— start RECORDED INFORMATION —

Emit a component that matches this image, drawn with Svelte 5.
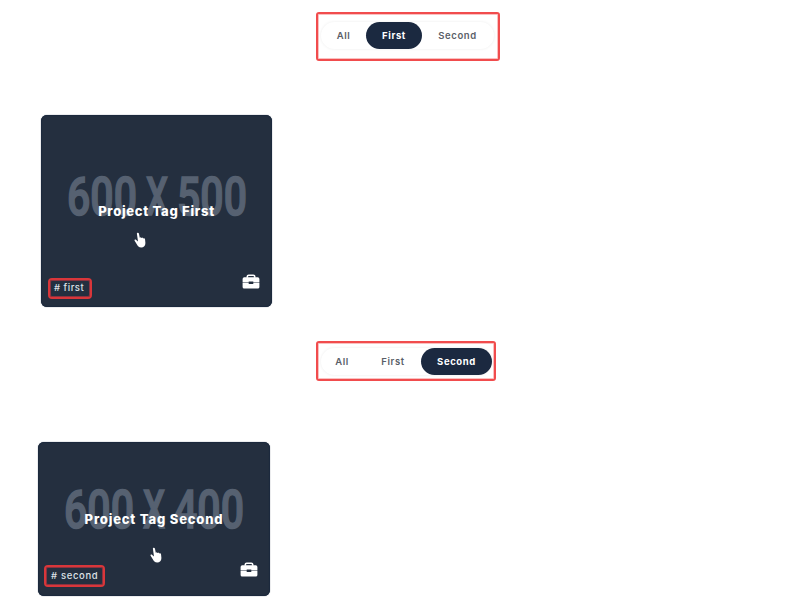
<script>
  const tabs = ['All', 'First', 'Second'];
  const sections = [
    {
      id: 'first', active: 'First', title: 'Project Tag First', tag: 'first', height: 500
    },
    {
      id: 'second', active: 'Second', title: 'Project Tag Second', tag: 'second', height: 400
    }
  ];
</script>

<main>
  {#each sections as s}
    <section class={s.id}>
      <div class="frame">
        <nav>
          {#each tabs as tab}
            <button class={tab.toLowerCase()} class:active={tab === s.active}>{tab}</button>
          {/each}
        </nav>
      </div>
      <article>
        <svg class="size" width="180" height="60" viewBox="0 0 180 60">
          <text x="0" y="49" textLength="70" lengthAdjust="spacingAndGlyphs">600</text>
          <text x="79" y="49" textLength="22" lengthAdjust="spacingAndGlyphs">X</text>
          <text x="110" y="49" textLength="70" lengthAdjust="spacingAndGlyphs">{s.height}</text>
        </svg>
        <h3>{s.title}</h3>
        <svg class="hand" width="12" height="16" viewBox="0 0 12 16">
          <path d="M2.9 1.7C2.7.5 4.6.2 4.9 1.4L5.8 5.8 6.7 5.2 7.6 6.1 8.5 5.6 9.3 6.5C10.4 6 11 6.8 11.1 7.7L11.4 11C11.4 13.8 9.8 15.5 7.3 15.5 4.8 15.5 3.7 14 2.8 12.2L.6 8.7C.2 7.6 1.5 7.2 2.2 8L4 9.4Z" />
        </svg>
        <footer>
          <span class="tag"># {s.tag}</span>
          <svg class="case" width="18" height="15" viewBox="0 0 18 15">
            <path class="grip" d="M5.3 3.7V2.5Q5.3 1.2 6.7 1.2H11.3Q12.7 1.2 12.7 2.5V3.7" />
            <path d="M2.3 3.3H15.7Q17.4 3.3 17.4 5V8.4H11.3V7.4H6.7V8.4H.6V5Q.6 3.3 2.3 3.3ZM.6 9H6.7V10H11.3V9H17.4V13Q17.4 14.6 15.8 14.6H2.2Q.6 14.6.6 13Z" />
          </svg>
        </footer>
      </article>
    </section>
  {/each}
</main>

<style>
  :global(body) { background: #fff; }
  main {
    width: 800px;
    height: 600px;
    overflow: hidden;
    display: flex;
    flex-direction: column;
    gap: 34px;
    font-family: Inter, "Open Sans", sans-serif;
  }
  section { display: flex; flex-direction: column; align-items: flex-start; }
  .first { padding-top: 12px; }
  .frame {
    box-sizing: border-box;
    margin-left: 316px;
    border: 2px solid #f14c4d;
    box-shadow: inset 0 0 0 1px #fac0c0;
    border-radius: 3px;
    width: 184px;
    height: 49px;
    padding: 8px 4px 0 3px;
  }
  .second .frame { width: 180px; height: 40px; padding: 5px 2px 0 3px; }
  nav {
    display: flex;
    height: 27px;
    border-radius: 14px;
    box-shadow: 0 0 3px rgba(0, 0, 0, 0.08);
  }
  button {
    border: 0;
    padding: 0;
    height: 27px;
    border-radius: 14px;
    background: transparent;
    color: #5a5e68;
    font: 600 9.5px/27px Inter, sans-serif;
    letter-spacing: 0.6px;
    white-space: nowrap;
  }
  .all { width: 45px; }
  .first button.first { width: 56px; padding: 0; }
  button.second { width: 71px; }
  .second .all { width: 42px; }
  .second button.first { width: 58px; padding: 0 0 0 2px; }
  button.active { background: #1b2940; color: #fff; font-weight: 700; }
  article {
    position: relative;
    box-sizing: border-box;
    background: #242f3f;
    box-shadow: inset 0 0 1px 1px #1c2a3e, 0 0 1px #344151;
    border-radius: 6px;
    display: flex;
    flex-direction: column;
    justify-content: flex-end;
  }
  .first article { margin: 54px 0 0 41px; width: 231px; height: 192px; }
  .second article { margin: 61px 0 0 38px; width: 232px; height: 154px; }
  .size { position: absolute; left: 25.5px; top: 51px; overflow: visible; }
  .second .size { top: 37px; left: 26px; }
  .size text {
    font: 500 53px Roboto, sans-serif;
    fill: #566171;
    stroke: #566171;
    stroke-width: 1.6px;
  }
  h3 {
    position: absolute;
    top: 87px;
    left: 0;
    width: 100%;
    margin: 0;
    text-align: center;
    color: #fff;
    font-size: 13px;
    line-height: 18px;
    font-weight: 800;
    letter-spacing: 0.72px;
    white-space: nowrap;
  }
  .second h3 { top: 68px; letter-spacing: 0.82px; }
  .hand { position: absolute; left: 93px; top: 117px; fill: #fff; }
  .second .hand { left: 112px; top: 105px; }
  footer { display: flex; justify-content: space-between; align-items: flex-end; padding: 0 12px 8px 7px; }
  .second footer { padding-bottom: 9px; padding-left: 6px; }
  .tag {
    box-sizing: border-box;
    width: 44px;
    height: 21px;
    border: 2px solid #d9363a;
    box-shadow: inset 0 0 0 1px #8a3340;
    border-radius: 4px;
    padding-left: 4px;
    color: #dde1e6;
    font-size: 9.5px;
    line-height: 15px;
    font-weight: 500;
    letter-spacing: 0.5px;
    white-space: nowrap;
  }
  .second .tag { width: 61px; height: 22px; line-height: 17px; padding-left: 5px; letter-spacing: 0.65px; }
  .case { margin-bottom: 10px; fill: #fff; }
  .grip { fill: none; stroke: #fff; stroke-width: 1.6; }
</style>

— end RECORDED INFORMATION —

§ **AIM**
Each line of the data should be quoted exactly, with pictures left out.

§ **EXPECTED ANSWER**
Emit a component that matches this image, drawn with Svelte 5.
<script>
  const tabs = ['All', 'First', 'Second'];
  const sections = [
    {
      id: 'first', active: 'First', title: 'Project Tag First', tag: 'first', height: 500
    },
    {
      id: 'second', active: 'Second', title: 'Project Tag Second', tag: 'second', height: 400
    }
  ];
</script>

<main>
  {#each sections as s}
    <section class={s.id}>
      <div class="frame">
        <nav>
          {#each tabs as tab}
            <button class={tab.toLowerCase()} class:active={tab === s.active}>{tab}</button>
          {/each}
        </nav>
      </div>
      <article>
        <svg class="size" width="180" height="60" viewBox="0 0 180 60">
          <text x="0" y="49" textLength="70" lengthAdjust="spacingAndGlyphs">600</text>
          <text x="79" y="49" textLength="22" lengthAdjust="spacingAndGlyphs">X</text>
          <text x="110" y="49" textLength="70" lengthAdjust="spacingAndGlyphs">{s.height}</text>
        </svg>
        <h3>{s.title}</h3>
        <svg class="hand" width="12" height="16" viewBox="0 0 12 16">
          <path d="M2.9 1.7C2.7.5 4.6.2 4.9 1.4L5.8 5.8 6.7 5.2 7.6 6.1 8.5 5.6 9.3 6.5C10.4 6 11 6.8 11.1 7.7L11.4 11C11.4 13.8 9.8 15.5 7.3 15.5 4.8 15.5 3.7 14 2.8 12.2L.6 8.7C.2 7.6 1.5 7.2 2.2 8L4 9.4Z" />
        </svg>
        <footer>
          <span class="tag"># {s.tag}</span>
          <svg class="case" width="18" height="15" viewBox="0 0 18 15">
            <path class="grip" d="M5.3 3.7V2.5Q5.3 1.2 6.7 1.2H11.3Q12.7 1.2 12.7 2.5V3.7" />
            <path d="M2.3 3.3H15.7Q17.4 3.3 17.4 5V8.4H11.3V7.4H6.7V8.4H.6V5Q.6 3.3 2.3 3.3ZM.6 9H6.7V10H11.3V9H17.4V13Q17.4 14.6 15.8 14.6H2.2Q.6 14.6.6 13Z" />
          </svg>
        </footer>
      </article>
    </section>
  {/each}
</main>

<style>
  :global(body) { background: #fff; }
  main {
    width: 800px;
    height: 600px;
    overflow: hidden;
    display: flex;
    flex-direction: column;
    gap: 34px;
    font-family: Inter, "Open Sans", sans-serif;
  }
  section { display: flex; flex-direction: column; align-items: flex-start; }
  .first { padding-top: 12px; }
  .frame {
    box-sizing: border-box;
    margin-left: 316px;
    border: 2px solid #f14c4d;
    box-shadow: inset 0 0 0 1px #fac0c0;
    border-radius: 3px;
    width: 184px;
    height: 49px;
    padding: 8px 4px 0 3px;
  }
  .second .frame { width: 180px; height: 40px; padding: 5px 2px 0 3px; }
  nav {
    display: flex;
    height: 27px;
    border-radius: 14px;
    box-shadow: 0 0 3px rgba(0, 0, 0, 0.08);
  }
  button {
    border: 0;
    padding: 0;
    height: 27px;
    border-radius: 14px;
    background: transparent;
    color: #5a5e68;
    font: 600 9.5px/27px Inter, sans-serif;
    letter-spacing: 0.6px;
    white-space: nowrap;
  }
  .all { width: 45px; }
  .first button.first { width: 56px; padding: 0; }
  button.second { width: 71px; }
  .second .all { width: 42px; }
  .second button.first { width: 58px; padding: 0 0 0 2px; }
  button.active { background: #1b2940; color: #fff; font-weight: 700; }
  article {
    position: relative;
    box-sizing: border-box;
    background: #242f3f;
    box-shadow: inset 0 0 1px 1px #1c2a3e, 0 0 1px #344151;
    border-radius: 6px;
    display: flex;
    flex-direction: column;
    justify-content: flex-end;
  }
  .first article { margin: 54px 0 0 41px; width: 231px; height: 192px; }
  .second article { margin: 61px 0 0 38px; width: 232px; height: 154px; }
  .size { position: absolute; left: 25.5px; top: 51px; overflow: visible; }
  .second .size { top: 37px; left: 26px; }
  .size text {
    font: 500 53px Roboto, sans-serif;
    fill: #566171;
    stroke: #566171;
    stroke-width: 1.6px;
  }
  h3 {
    position: absolute;
    top: 87px;
    left: 0;
    width: 100%;
    margin: 0;
    text-align: center;
    color: #fff;
    font-size: 13px;
    line-height: 18px;
    font-weight: 800;
    letter-spacing: 0.72px;
    white-space: nowrap;
  }
  .second h3 { top: 68px; letter-spacing: 0.82px; }
  .hand { position: absolute; left: 93px; top: 117px; fill: #fff; }
  .second .hand { left: 112px; top: 105px; }
  footer { display: flex; justify-content: space-between; align-items: flex-end; padding: 0 12px 8px 7px; }
  .second footer { padding-bottom: 9px; padding-left: 6px; }
  .tag {
    box-sizing: border-box;
    width: 44px;
    height: 21px;
    border: 2px solid #d9363a;
    box-shadow: inset 0 0 0 1px #8a3340;
    border-radius: 4px;
    padding-left: 4px;
    color: #dde1e6;
    font-size: 9.5px;
    line-height: 15px;
    font-weight: 500;
    letter-spacing: 0.5px;
    white-space: nowrap;
  }
  .second .tag { width: 61px; height: 22px; line-height: 17px; padding-left: 5px; letter-spacing: 0.65px; }
  .case { margin-bottom: 10px; fill: #fff; }
  .grip { fill: none; stroke: #fff; stroke-width: 1.6; }
</style>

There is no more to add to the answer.